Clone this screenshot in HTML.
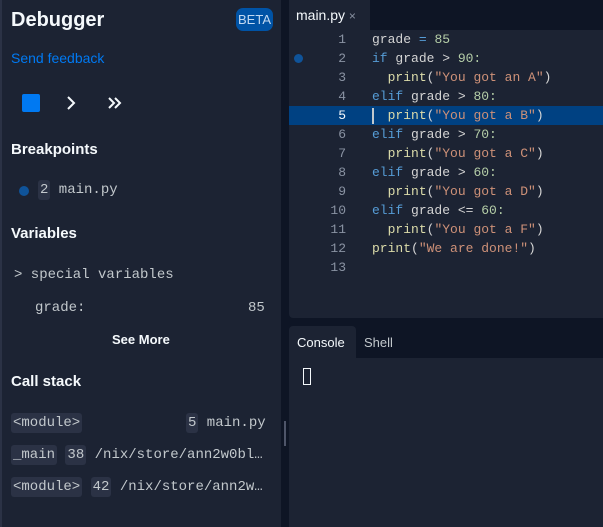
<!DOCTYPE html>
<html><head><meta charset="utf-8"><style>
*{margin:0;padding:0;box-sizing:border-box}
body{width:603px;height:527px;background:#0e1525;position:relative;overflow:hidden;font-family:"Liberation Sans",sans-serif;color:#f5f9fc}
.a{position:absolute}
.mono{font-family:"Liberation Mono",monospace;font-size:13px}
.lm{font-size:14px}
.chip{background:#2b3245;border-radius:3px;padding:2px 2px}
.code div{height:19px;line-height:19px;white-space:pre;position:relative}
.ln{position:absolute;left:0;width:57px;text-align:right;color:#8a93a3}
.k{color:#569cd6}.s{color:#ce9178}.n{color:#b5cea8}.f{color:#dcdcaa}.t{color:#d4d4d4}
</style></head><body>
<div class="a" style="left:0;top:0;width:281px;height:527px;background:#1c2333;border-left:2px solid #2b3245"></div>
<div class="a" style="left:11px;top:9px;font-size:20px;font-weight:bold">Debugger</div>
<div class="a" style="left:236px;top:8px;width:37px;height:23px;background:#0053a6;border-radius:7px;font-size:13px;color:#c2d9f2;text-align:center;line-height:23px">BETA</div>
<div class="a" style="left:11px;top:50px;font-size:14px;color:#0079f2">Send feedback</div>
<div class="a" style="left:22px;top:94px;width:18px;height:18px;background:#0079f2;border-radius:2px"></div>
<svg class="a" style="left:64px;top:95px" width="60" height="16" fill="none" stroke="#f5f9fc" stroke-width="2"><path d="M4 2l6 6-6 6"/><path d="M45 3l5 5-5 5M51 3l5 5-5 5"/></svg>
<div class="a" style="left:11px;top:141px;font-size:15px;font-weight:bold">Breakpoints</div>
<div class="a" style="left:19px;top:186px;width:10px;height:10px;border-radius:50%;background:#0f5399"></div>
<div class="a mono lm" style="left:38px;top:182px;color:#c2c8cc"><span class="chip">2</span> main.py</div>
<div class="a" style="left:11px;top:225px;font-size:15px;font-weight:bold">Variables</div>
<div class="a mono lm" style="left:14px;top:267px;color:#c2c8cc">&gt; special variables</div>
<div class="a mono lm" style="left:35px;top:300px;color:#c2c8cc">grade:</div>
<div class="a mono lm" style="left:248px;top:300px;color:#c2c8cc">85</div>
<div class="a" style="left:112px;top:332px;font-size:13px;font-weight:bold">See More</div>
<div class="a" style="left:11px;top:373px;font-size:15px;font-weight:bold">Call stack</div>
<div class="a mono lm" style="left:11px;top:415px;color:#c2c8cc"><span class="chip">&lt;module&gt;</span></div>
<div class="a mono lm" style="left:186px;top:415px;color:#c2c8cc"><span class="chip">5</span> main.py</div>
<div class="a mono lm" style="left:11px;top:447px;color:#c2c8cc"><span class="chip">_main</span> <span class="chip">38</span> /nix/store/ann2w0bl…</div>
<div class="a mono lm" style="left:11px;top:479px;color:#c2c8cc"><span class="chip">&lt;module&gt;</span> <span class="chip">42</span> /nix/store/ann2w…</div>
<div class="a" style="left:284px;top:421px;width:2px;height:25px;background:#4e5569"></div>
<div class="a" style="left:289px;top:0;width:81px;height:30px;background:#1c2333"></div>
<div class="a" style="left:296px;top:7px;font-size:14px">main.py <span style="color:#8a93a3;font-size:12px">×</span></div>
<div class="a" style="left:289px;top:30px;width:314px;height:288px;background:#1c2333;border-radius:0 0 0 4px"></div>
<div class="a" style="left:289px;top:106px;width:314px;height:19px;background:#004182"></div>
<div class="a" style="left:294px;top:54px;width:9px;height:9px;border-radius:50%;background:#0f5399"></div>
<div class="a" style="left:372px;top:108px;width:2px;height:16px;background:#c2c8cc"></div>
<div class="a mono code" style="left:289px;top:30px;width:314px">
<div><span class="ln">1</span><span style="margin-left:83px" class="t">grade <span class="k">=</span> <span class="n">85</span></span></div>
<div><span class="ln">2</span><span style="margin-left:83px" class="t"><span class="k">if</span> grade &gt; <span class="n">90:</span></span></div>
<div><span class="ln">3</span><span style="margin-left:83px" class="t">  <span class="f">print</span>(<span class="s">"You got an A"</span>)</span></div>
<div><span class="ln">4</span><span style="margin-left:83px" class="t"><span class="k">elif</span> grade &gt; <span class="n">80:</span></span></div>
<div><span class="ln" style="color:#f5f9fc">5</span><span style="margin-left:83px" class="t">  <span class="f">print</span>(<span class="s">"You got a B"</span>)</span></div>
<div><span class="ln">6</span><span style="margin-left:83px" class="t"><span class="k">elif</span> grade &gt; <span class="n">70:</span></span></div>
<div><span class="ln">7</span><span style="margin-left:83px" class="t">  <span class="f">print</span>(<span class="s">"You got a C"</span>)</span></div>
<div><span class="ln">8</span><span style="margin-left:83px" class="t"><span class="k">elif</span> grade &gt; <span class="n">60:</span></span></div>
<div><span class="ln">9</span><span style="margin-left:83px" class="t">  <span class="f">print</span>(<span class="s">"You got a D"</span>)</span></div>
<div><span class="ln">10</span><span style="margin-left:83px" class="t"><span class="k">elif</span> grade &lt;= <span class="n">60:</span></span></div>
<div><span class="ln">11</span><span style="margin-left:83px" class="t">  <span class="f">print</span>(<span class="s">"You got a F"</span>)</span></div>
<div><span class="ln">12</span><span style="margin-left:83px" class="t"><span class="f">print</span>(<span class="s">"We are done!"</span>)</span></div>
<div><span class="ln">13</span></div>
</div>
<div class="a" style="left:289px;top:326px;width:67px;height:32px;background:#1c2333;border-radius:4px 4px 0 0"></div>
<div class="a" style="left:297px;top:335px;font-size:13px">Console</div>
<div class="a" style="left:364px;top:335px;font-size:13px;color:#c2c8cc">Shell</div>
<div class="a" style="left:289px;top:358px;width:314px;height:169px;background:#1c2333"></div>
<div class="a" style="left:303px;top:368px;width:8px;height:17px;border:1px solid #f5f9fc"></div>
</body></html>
* * * *
**Problem details:** Except for the pictures, copy the material above exactly.

**Exercise result:**
Clone this screenshot in HTML.
<!DOCTYPE html>
<html><head><meta charset="utf-8"><style>
*{margin:0;padding:0;box-sizing:border-box}
body{width:603px;height:527px;background:#0e1525;position:relative;overflow:hidden;font-family:"Liberation Sans",sans-serif;color:#f5f9fc}
.a{position:absolute}
.mono{font-family:"Liberation Mono",monospace;font-size:13px}
.lm{font-size:14px}
.chip{background:#2b3245;border-radius:3px;padding:2px 2px}
.code div{height:19px;line-height:19px;white-space:pre;position:relative}
.ln{position:absolute;left:0;width:57px;text-align:right;color:#8a93a3}
.k{color:#569cd6}.s{color:#ce9178}.n{color:#b5cea8}.f{color:#dcdcaa}.t{color:#d4d4d4}
</style></head><body>
<div class="a" style="left:0;top:0;width:281px;height:527px;background:#1c2333;border-left:2px solid #2b3245"></div>
<div class="a" style="left:11px;top:9px;font-size:20px;font-weight:bold">Debugger</div>
<div class="a" style="left:236px;top:8px;width:37px;height:23px;background:#0053a6;border-radius:7px;font-size:13px;color:#c2d9f2;text-align:center;line-height:23px">BETA</div>
<div class="a" style="left:11px;top:50px;font-size:14px;color:#0079f2">Send feedback</div>
<div class="a" style="left:22px;top:94px;width:18px;height:18px;background:#0079f2;border-radius:2px"></div>
<svg class="a" style="left:64px;top:95px" width="60" height="16" fill="none" stroke="#f5f9fc" stroke-width="2"><path d="M4 2l6 6-6 6"/><path d="M45 3l5 5-5 5M51 3l5 5-5 5"/></svg>
<div class="a" style="left:11px;top:141px;font-size:15px;font-weight:bold">Breakpoints</div>
<div class="a" style="left:19px;top:186px;width:10px;height:10px;border-radius:50%;background:#0f5399"></div>
<div class="a mono lm" style="left:38px;top:182px;color:#c2c8cc"><span class="chip">2</span> main.py</div>
<div class="a" style="left:11px;top:225px;font-size:15px;font-weight:bold">Variables</div>
<div class="a mono lm" style="left:14px;top:267px;color:#c2c8cc">&gt; special variables</div>
<div class="a mono lm" style="left:35px;top:300px;color:#c2c8cc">grade:</div>
<div class="a mono lm" style="left:248px;top:300px;color:#c2c8cc">85</div>
<div class="a" style="left:112px;top:332px;font-size:13px;font-weight:bold">See More</div>
<div class="a" style="left:11px;top:373px;font-size:15px;font-weight:bold">Call stack</div>
<div class="a mono lm" style="left:11px;top:415px;color:#c2c8cc"><span class="chip">&lt;module&gt;</span></div>
<div class="a mono lm" style="left:186px;top:415px;color:#c2c8cc"><span class="chip">5</span> main.py</div>
<div class="a mono lm" style="left:11px;top:447px;color:#c2c8cc"><span class="chip">_main</span> <span class="chip">38</span> /nix/store/ann2w0bl…</div>
<div class="a mono lm" style="left:11px;top:479px;color:#c2c8cc"><span class="chip">&lt;module&gt;</span> <span class="chip">42</span> /nix/store/ann2w…</div>
<div class="a" style="left:284px;top:421px;width:2px;height:25px;background:#4e5569"></div>
<div class="a" style="left:289px;top:0;width:81px;height:30px;background:#1c2333"></div>
<div class="a" style="left:296px;top:7px;font-size:14px">main.py <span style="color:#8a93a3;font-size:12px">×</span></div>
<div class="a" style="left:289px;top:30px;width:314px;height:288px;background:#1c2333;border-radius:0 0 0 4px"></div>
<div class="a" style="left:289px;top:106px;width:314px;height:19px;background:#004182"></div>
<div class="a" style="left:294px;top:54px;width:9px;height:9px;border-radius:50%;background:#0f5399"></div>
<div class="a" style="left:372px;top:108px;width:2px;height:16px;background:#c2c8cc"></div>
<div class="a mono code" style="left:289px;top:30px;width:314px">
<div><span class="ln">1</span><span style="margin-left:83px" class="t">grade <span class="k">=</span> <span class="n">85</span></span></div>
<div><span class="ln">2</span><span style="margin-left:83px" class="t"><span class="k">if</span> grade &gt; <span class="n">90:</span></span></div>
<div><span class="ln">3</span><span style="margin-left:83px" class="t">  <span class="f">print</span>(<span class="s">"You got an A"</span>)</span></div>
<div><span class="ln">4</span><span style="margin-left:83px" class="t"><span class="k">elif</span> grade &gt; <span class="n">80:</span></span></div>
<div><span class="ln" style="color:#f5f9fc">5</span><span style="margin-left:83px" class="t">  <span class="f">print</span>(<span class="s">"You got a B"</span>)</span></div>
<div><span class="ln">6</span><span style="margin-left:83px" class="t"><span class="k">elif</span> grade &gt; <span class="n">70:</span></span></div>
<div><span class="ln">7</span><span style="margin-left:83px" class="t">  <span class="f">print</span>(<span class="s">"You got a C"</span>)</span></div>
<div><span class="ln">8</span><span style="margin-left:83px" class="t"><span class="k">elif</span> grade &gt; <span class="n">60:</span></span></div>
<div><span class="ln">9</span><span style="margin-left:83px" class="t">  <span class="f">print</span>(<span class="s">"You got a D"</span>)</span></div>
<div><span class="ln">10</span><span style="margin-left:83px" class="t"><span class="k">elif</span> grade &lt;= <span class="n">60:</span></span></div>
<div><span class="ln">11</span><span style="margin-left:83px" class="t">  <span class="f">print</span>(<span class="s">"You got a F"</span>)</span></div>
<div><span class="ln">12</span><span style="margin-left:83px" class="t"><span class="f">print</span>(<span class="s">"We are done!"</span>)</span></div>
<div><span class="ln">13</span></div>
</div>
<div class="a" style="left:289px;top:326px;width:67px;height:32px;background:#1c2333;border-radius:4px 4px 0 0"></div>
<div class="a" style="left:297px;top:335px;font-size:13px">Console</div>
<div class="a" style="left:364px;top:335px;font-size:13px;color:#c2c8cc">Shell</div>
<div class="a" style="left:289px;top:358px;width:314px;height:169px;background:#1c2333"></div>
<div class="a" style="left:303px;top:368px;width:8px;height:17px;border:1px solid #f5f9fc"></div>
</body></html>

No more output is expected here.